Populisme, le « passe plats » de l’extrême droite

populisme

Lors d'un échange récent sur les réseaux sociaux, un internaute que je voudrais remercier m'a soufflé cette image du "passe plats" à propos du populisme. Je pense que c'est une image extrêmement pertinente pour se questionner.

Pour "populisme", dans le meilleur des cas, on trouvera cette définition : "Discours politique s'adressant aux classes populaires, fondé sur la critique du système et de ses représentants." Mais, le plus souvent, on lira celle-ci aussi : "Approche politique qui a tendance à opposer le peuple aux élites politiques, économiques ou médiatiques."

Si vous en avez le temps, en quelques clics sur le web, ou dans les bonnes librairies, vous trouverez une littérature abondante sur les origines et acceptations du mot "populisme", et son emploi tantôt en "positif", désignant tout ce qui a trait aux revendications "populaires" et, ce qui est avéré, son emploi revendiqué par l'extrême droite, allant jusqu'à forger la caractérisation de "national populisme", dans la bouche des membres fondateurs du Front National, encore jusqu'à une période récente, incubateur principal de l'extrême droite française.

Considérer le populisme comme "une idéologie qui oppose un peuple considéré comme une entité unie, même si non consciente de ses intérêts communs, à un ensemble d'élites et autres groupes d'intérêts particuliers de la société, accusés de priver le peuple souverain de ses droits, de ses biens, de son identité, et de sa liberté d'expression", me semble être une formule qui ne déforme pas la pensée de celles et ceux qui développent ses thèses politiques ici.

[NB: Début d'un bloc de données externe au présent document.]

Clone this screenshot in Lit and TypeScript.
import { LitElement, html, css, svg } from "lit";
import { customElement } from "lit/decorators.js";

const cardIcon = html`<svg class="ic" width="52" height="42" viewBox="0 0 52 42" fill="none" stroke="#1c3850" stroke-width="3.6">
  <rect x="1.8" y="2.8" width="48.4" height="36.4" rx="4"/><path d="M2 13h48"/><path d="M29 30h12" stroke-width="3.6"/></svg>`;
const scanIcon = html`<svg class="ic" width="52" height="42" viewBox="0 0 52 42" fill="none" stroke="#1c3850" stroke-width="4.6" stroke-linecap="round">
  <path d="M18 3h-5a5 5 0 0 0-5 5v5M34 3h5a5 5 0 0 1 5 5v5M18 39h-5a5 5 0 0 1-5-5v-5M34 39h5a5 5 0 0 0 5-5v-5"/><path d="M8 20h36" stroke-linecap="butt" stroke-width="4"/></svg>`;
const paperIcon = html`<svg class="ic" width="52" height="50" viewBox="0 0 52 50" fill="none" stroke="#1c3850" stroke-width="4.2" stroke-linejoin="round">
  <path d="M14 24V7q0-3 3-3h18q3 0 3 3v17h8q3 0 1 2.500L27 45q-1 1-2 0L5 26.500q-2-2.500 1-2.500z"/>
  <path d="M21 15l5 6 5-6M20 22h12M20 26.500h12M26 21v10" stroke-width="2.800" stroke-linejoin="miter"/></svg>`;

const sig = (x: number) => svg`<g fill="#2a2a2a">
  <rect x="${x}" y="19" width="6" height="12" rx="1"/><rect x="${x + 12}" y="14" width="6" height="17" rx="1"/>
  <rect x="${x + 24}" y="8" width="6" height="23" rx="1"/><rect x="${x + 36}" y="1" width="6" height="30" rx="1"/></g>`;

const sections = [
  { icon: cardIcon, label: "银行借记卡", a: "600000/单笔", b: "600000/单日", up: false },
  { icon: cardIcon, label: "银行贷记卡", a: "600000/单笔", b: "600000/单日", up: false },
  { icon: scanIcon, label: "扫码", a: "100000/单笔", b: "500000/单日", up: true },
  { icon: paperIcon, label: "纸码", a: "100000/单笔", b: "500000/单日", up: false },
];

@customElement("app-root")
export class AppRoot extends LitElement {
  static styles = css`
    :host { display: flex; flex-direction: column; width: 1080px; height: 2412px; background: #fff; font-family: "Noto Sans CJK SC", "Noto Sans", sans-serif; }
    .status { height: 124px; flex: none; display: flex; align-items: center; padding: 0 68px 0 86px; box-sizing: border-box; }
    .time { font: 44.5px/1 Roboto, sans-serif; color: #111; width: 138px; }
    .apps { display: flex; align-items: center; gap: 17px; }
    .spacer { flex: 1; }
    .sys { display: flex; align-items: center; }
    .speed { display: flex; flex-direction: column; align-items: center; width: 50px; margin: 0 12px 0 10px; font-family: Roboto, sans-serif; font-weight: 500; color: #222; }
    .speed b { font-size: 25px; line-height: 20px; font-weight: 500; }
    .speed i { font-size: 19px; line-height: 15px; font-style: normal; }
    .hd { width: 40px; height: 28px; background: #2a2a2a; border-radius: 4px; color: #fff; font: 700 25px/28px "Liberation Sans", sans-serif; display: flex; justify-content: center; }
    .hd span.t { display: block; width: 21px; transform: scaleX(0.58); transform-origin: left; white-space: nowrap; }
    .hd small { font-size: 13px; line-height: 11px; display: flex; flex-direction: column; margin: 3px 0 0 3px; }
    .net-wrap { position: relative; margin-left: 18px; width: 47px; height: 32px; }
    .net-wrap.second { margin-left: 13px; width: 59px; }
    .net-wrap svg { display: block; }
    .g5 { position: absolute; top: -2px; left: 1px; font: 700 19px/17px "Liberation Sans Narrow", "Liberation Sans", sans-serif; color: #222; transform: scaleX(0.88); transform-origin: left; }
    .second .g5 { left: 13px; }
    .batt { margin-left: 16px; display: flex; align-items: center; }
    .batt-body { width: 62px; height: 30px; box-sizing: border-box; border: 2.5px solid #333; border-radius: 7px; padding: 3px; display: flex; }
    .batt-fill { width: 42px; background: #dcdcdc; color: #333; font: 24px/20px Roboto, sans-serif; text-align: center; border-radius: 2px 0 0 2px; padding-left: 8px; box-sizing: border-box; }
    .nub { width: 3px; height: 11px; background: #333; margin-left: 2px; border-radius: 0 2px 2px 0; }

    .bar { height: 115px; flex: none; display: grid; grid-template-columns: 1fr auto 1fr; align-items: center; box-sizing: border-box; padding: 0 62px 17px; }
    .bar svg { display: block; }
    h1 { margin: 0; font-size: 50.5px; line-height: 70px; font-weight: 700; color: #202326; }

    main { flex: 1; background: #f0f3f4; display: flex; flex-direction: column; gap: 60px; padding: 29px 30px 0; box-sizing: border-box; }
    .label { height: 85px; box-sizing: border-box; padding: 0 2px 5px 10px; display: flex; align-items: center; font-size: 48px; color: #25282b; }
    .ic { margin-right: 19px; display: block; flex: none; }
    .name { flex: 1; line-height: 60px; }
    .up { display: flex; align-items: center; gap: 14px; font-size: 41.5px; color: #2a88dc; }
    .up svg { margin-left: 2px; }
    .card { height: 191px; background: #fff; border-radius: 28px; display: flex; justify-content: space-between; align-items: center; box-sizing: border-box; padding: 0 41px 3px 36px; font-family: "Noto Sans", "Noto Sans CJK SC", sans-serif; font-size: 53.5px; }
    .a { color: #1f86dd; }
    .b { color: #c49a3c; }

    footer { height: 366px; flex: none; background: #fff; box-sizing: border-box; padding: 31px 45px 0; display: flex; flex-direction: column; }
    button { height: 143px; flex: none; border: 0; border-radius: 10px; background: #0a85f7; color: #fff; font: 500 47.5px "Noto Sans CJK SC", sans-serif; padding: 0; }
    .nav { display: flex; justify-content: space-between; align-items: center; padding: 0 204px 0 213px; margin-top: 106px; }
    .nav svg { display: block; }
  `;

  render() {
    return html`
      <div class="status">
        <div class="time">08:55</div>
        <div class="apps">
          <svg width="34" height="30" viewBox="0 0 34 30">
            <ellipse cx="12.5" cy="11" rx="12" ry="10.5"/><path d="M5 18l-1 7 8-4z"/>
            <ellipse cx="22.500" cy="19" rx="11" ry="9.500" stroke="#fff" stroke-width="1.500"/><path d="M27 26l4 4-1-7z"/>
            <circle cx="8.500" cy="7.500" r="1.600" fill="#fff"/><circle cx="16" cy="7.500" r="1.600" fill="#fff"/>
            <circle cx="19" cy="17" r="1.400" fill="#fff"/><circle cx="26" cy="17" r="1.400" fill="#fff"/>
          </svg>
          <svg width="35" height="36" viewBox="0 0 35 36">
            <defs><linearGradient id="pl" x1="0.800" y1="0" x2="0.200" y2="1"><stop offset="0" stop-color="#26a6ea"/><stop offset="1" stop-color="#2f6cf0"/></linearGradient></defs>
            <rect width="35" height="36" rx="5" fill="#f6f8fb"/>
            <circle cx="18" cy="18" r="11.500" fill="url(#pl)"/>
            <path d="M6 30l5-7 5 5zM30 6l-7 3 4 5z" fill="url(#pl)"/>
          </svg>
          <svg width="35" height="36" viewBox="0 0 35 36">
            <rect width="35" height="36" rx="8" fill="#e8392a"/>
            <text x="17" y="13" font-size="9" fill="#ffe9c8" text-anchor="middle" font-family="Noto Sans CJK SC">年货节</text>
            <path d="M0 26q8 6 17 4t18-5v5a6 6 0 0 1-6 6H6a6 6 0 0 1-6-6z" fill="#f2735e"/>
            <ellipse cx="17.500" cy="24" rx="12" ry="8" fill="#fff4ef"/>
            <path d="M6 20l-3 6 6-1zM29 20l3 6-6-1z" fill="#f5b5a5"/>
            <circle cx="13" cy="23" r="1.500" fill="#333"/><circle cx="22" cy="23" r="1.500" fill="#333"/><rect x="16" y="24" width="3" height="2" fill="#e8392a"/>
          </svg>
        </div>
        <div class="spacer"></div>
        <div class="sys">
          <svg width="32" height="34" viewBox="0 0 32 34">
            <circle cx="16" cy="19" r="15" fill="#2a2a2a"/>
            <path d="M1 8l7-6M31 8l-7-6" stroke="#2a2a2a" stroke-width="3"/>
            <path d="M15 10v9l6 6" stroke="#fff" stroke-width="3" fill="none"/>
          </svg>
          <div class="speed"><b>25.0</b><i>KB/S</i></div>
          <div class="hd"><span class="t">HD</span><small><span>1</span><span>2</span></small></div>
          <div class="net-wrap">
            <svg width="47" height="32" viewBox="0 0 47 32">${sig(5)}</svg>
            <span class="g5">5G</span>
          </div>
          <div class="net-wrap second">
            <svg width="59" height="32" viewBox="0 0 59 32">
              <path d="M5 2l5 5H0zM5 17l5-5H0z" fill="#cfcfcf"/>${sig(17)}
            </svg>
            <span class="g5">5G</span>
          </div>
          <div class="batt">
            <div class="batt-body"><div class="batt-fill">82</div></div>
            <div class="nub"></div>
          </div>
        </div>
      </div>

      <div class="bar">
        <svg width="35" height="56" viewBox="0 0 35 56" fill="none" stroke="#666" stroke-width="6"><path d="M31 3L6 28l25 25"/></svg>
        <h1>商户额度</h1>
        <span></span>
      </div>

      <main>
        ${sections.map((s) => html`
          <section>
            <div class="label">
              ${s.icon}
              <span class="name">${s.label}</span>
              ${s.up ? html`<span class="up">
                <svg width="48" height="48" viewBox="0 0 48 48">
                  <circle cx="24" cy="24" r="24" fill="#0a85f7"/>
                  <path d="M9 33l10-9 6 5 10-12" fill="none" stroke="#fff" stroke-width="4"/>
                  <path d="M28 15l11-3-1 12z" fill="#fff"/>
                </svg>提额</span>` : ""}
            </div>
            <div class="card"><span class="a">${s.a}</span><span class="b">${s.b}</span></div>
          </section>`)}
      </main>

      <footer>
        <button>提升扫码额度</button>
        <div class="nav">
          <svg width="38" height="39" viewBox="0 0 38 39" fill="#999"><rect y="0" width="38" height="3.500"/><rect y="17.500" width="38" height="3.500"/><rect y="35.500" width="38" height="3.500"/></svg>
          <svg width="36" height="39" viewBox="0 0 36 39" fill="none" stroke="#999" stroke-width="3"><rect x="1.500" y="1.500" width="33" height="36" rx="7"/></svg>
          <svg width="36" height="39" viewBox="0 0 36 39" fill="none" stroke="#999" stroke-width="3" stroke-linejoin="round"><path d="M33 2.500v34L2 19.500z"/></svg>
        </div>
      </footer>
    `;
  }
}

Et personne ne sera étonné du fait que ces thèses aient, peu à peu, à gauche, remplacé la grille d'analyse marxiste, et son marqueur de classes. La chute des murs, le dévoilement des caricatures de communisme, les gains politiques du néo-libéralisme dans la mondialisation capitaliste et l'impensé de l'effondrement du bloc stalinien sont essentiels pour comprendre ces glissements. La grille de lecture marxiste,  figée dans le marbre par un demi siècle de stalinisme, et rendue par cela incapable de penser toutes les crises et évolutions capitalistes des cinquante dernières années, est quasi devenue une "peste intellectuelle", que ne fréquente plus guère que des communistes libertaires ou de vieux survivants dans mon genre.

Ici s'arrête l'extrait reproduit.